The arts can be used to teach, not just as activities that enhance learning, but also as the primary medium through which students process, acquire, and represent knowledge. This means the arts can function as a language. If we accept this metaphor, and we truly want students to be fluent in the artistic languages, then the arts can be taught in the same constructive, sequential way language is taught, where the rules of the system are explicitly learned and fluency is acquired through regular application within a meaningful context. This article provides a framework for the implementation of effective arts integration in line with second language learning: Arts as a Second Language. In doing so, it addresses two common problems in arts education: when arts integration is disconnected from artistic development, and when discipline-based arts education is disconnected from other learning.

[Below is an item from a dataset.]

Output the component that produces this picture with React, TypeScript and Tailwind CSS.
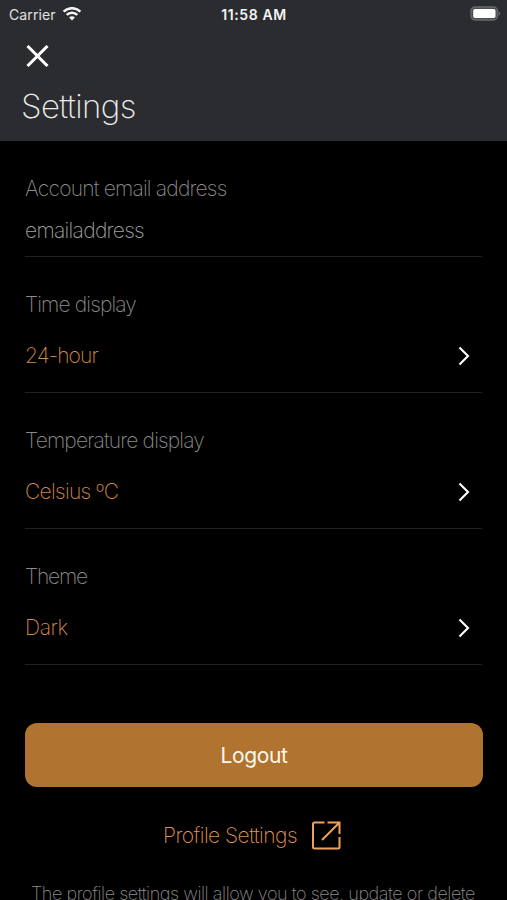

Nine principles for teaching with an Arts as a Second Language policy are proposed. Ultimately, it is a call for pedagogical reform that enables equitable access for all students to learn in, about, and through the arts with school-wide policy that scaffolds artistic learning across the grades, embedded in meaningful contexts.

Notes

1. In Canada, arts education policy is mandated at the provincial level, and is very different from province to province. At the time this article was written, the province of Saskatchewan had an arts education curriculum with mandated minutes in art, dance, drama, and music, every week, K–9.

2. At the time of publication, Alberta did have a program of studies for each of the arts, but they were over 20 years old and largely ignored.